PROBLEM TO SOLVE — Without the pictures, write out all the lines below exactly as they appear.
· · · · · · ·
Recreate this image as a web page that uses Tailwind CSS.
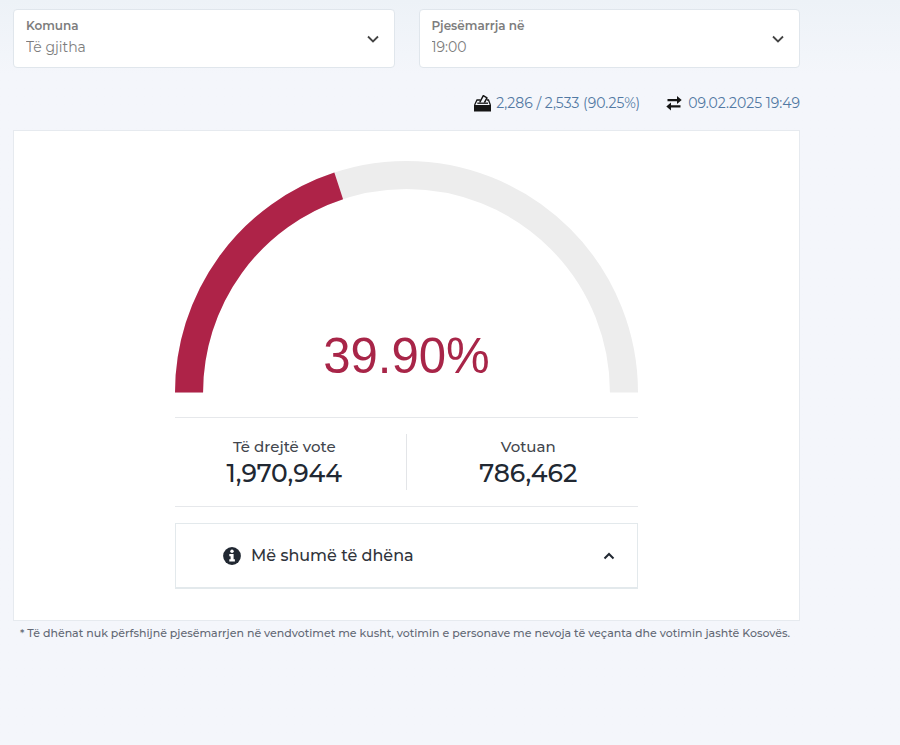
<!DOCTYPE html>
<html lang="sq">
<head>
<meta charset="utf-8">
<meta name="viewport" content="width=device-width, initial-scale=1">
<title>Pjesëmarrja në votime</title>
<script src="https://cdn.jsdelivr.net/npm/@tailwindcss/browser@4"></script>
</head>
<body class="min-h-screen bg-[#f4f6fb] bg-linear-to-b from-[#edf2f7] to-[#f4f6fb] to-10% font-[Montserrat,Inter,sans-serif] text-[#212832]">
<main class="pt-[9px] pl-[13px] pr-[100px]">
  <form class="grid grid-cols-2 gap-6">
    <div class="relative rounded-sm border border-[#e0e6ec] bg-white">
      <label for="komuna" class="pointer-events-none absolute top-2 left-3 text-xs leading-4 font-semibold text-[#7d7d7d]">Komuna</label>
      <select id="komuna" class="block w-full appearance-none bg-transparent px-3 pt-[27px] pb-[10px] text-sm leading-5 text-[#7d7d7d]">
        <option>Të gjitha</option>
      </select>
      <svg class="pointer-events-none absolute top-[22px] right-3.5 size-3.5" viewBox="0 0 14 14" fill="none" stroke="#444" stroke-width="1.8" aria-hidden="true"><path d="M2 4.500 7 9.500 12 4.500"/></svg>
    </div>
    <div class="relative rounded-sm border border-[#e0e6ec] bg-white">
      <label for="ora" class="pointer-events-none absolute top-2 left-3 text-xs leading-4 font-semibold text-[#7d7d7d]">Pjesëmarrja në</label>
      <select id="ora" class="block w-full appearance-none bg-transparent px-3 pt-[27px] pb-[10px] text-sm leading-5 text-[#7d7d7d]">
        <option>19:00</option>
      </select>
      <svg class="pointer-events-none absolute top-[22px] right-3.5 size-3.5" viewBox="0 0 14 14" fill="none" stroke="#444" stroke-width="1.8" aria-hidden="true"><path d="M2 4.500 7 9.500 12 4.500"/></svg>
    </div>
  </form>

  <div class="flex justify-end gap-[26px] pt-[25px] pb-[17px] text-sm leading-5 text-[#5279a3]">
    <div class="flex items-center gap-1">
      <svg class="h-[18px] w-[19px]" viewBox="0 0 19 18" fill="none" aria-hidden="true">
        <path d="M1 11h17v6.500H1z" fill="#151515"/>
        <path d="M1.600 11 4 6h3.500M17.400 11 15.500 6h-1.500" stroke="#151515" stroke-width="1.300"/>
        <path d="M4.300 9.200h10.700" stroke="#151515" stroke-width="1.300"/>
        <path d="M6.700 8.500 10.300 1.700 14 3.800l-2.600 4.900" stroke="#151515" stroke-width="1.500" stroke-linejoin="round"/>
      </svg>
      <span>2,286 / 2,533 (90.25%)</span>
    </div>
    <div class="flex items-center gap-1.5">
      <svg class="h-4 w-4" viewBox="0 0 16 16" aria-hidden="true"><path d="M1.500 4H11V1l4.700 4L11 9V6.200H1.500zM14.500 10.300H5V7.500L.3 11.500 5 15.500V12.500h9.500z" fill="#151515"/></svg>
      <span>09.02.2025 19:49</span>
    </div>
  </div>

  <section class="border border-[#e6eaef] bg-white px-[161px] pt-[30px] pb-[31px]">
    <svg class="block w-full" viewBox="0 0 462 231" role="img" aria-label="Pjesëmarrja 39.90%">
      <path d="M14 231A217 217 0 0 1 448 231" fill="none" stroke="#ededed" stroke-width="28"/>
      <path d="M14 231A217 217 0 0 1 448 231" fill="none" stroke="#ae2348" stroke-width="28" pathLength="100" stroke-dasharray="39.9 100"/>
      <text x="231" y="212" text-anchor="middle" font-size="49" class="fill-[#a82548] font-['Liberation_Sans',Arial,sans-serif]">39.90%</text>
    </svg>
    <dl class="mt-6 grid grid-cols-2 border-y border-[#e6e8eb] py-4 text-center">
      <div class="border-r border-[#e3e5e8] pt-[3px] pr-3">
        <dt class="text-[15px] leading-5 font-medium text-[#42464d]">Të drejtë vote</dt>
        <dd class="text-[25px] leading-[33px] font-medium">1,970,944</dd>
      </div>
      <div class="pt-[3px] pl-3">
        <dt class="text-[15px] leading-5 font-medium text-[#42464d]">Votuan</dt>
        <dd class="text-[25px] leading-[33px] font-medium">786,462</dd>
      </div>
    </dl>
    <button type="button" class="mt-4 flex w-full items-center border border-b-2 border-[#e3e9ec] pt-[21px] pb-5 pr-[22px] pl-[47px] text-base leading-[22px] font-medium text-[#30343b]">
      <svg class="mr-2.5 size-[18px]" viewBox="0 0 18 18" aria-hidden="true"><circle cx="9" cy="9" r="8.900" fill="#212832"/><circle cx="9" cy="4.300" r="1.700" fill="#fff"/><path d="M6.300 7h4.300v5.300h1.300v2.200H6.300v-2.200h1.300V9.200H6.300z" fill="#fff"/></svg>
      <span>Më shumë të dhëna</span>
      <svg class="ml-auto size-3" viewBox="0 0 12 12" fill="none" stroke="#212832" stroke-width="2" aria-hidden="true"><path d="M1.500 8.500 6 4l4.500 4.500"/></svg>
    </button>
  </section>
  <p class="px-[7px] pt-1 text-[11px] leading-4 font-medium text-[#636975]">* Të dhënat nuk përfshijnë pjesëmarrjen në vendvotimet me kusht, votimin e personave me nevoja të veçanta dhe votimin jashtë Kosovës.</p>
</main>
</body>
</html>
· · · · · · ·
IN RESPONSE —
Recreate this image as a web page that uses Tailwind CSS.
<!DOCTYPE html>
<html lang="sq">
<head>
<meta charset="utf-8">
<meta name="viewport" content="width=device-width, initial-scale=1">
<title>Pjesëmarrja në votime</title>
<script src="https://cdn.jsdelivr.net/npm/@tailwindcss/browser@4"></script>
</head>
<body class="min-h-screen bg-[#f4f6fb] bg-linear-to-b from-[#edf2f7] to-[#f4f6fb] to-10% font-[Montserrat,Inter,sans-serif] text-[#212832]">
<main class="pt-[9px] pl-[13px] pr-[100px]">
  <form class="grid grid-cols-2 gap-6">
    <div class="relative rounded-sm border border-[#e0e6ec] bg-white">
      <label for="komuna" class="pointer-events-none absolute top-2 left-3 text-xs leading-4 font-semibold text-[#7d7d7d]">Komuna</label>
      <select id="komuna" class="block w-full appearance-none bg-transparent px-3 pt-[27px] pb-[10px] text-sm leading-5 text-[#7d7d7d]">
        <option>Të gjitha</option>
      </select>
      <svg class="pointer-events-none absolute top-[22px] right-3.5 size-3.5" viewBox="0 0 14 14" fill="none" stroke="#444" stroke-width="1.8" aria-hidden="true"><path d="M2 4.500 7 9.500 12 4.500"/></svg>
    </div>
    <div class="relative rounded-sm border border-[#e0e6ec] bg-white">
      <label for="ora" class="pointer-events-none absolute top-2 left-3 text-xs leading-4 font-semibold text-[#7d7d7d]">Pjesëmarrja në</label>
      <select id="ora" class="block w-full appearance-none bg-transparent px-3 pt-[27px] pb-[10px] text-sm leading-5 text-[#7d7d7d]">
        <option>19:00</option>
      </select>
      <svg class="pointer-events-none absolute top-[22px] right-3.5 size-3.5" viewBox="0 0 14 14" fill="none" stroke="#444" stroke-width="1.8" aria-hidden="true"><path d="M2 4.500 7 9.500 12 4.500"/></svg>
    </div>
  </form>

  <div class="flex justify-end gap-[26px] pt-[25px] pb-[17px] text-sm leading-5 text-[#5279a3]">
    <div class="flex items-center gap-1">
      <svg class="h-[18px] w-[19px]" viewBox="0 0 19 18" fill="none" aria-hidden="true">
        <path d="M1 11h17v6.500H1z" fill="#151515"/>
        <path d="M1.600 11 4 6h3.500M17.400 11 15.500 6h-1.500" stroke="#151515" stroke-width="1.300"/>
        <path d="M4.300 9.200h10.700" stroke="#151515" stroke-width="1.300"/>
        <path d="M6.700 8.500 10.300 1.700 14 3.800l-2.600 4.900" stroke="#151515" stroke-width="1.500" stroke-linejoin="round"/>
      </svg>
      <span>2,286 / 2,533 (90.25%)</span>
    </div>
    <div class="flex items-center gap-1.5">
      <svg class="h-4 w-4" viewBox="0 0 16 16" aria-hidden="true"><path d="M1.500 4H11V1l4.700 4L11 9V6.200H1.500zM14.500 10.300H5V7.500L.3 11.500 5 15.500V12.500h9.500z" fill="#151515"/></svg>
      <span>09.02.2025 19:49</span>
    </div>
  </div>

  <section class="border border-[#e6eaef] bg-white px-[161px] pt-[30px] pb-[31px]">
    <svg class="block w-full" viewBox="0 0 462 231" role="img" aria-label="Pjesëmarrja 39.90%">
      <path d="M14 231A217 217 0 0 1 448 231" fill="none" stroke="#ededed" stroke-width="28"/>
      <path d="M14 231A217 217 0 0 1 448 231" fill="none" stroke="#ae2348" stroke-width="28" pathLength="100" stroke-dasharray="39.9 100"/>
      <text x="231" y="212" text-anchor="middle" font-size="49" class="fill-[#a82548] font-['Liberation_Sans',Arial,sans-serif]">39.90%</text>
    </svg>
    <dl class="mt-6 grid grid-cols-2 border-y border-[#e6e8eb] py-4 text-center">
      <div class="border-r border-[#e3e5e8] pt-[3px] pr-3">
        <dt class="text-[15px] leading-5 font-medium text-[#42464d]">Të drejtë vote</dt>
        <dd class="text-[25px] leading-[33px] font-medium">1,970,944</dd>
      </div>
      <div class="pt-[3px] pl-3">
        <dt class="text-[15px] leading-5 font-medium text-[#42464d]">Votuan</dt>
        <dd class="text-[25px] leading-[33px] font-medium">786,462</dd>
      </div>
    </dl>
    <button type="button" class="mt-4 flex w-full items-center border border-b-2 border-[#e3e9ec] pt-[21px] pb-5 pr-[22px] pl-[47px] text-base leading-[22px] font-medium text-[#30343b]">
      <svg class="mr-2.5 size-[18px]" viewBox="0 0 18 18" aria-hidden="true"><circle cx="9" cy="9" r="8.900" fill="#212832"/><circle cx="9" cy="4.300" r="1.700" fill="#fff"/><path d="M6.300 7h4.300v5.300h1.300v2.200H6.300v-2.200h1.300V9.200H6.300z" fill="#fff"/></svg>
      <span>Më shumë të dhëna</span>
      <svg class="ml-auto size-3" viewBox="0 0 12 12" fill="none" stroke="#212832" stroke-width="2" aria-hidden="true"><path d="M1.500 8.500 6 4l4.500 4.500"/></svg>
    </button>
  </section>
  <p class="px-[7px] pt-1 text-[11px] leading-4 font-medium text-[#636975]">* Të dhënat nuk përfshijnë pjesëmarrjen në vendvotimet me kusht, votimin e personave me nevoja të veçanta dhe votimin jashtë Kosovës.</p>
</main>
</body>
</html>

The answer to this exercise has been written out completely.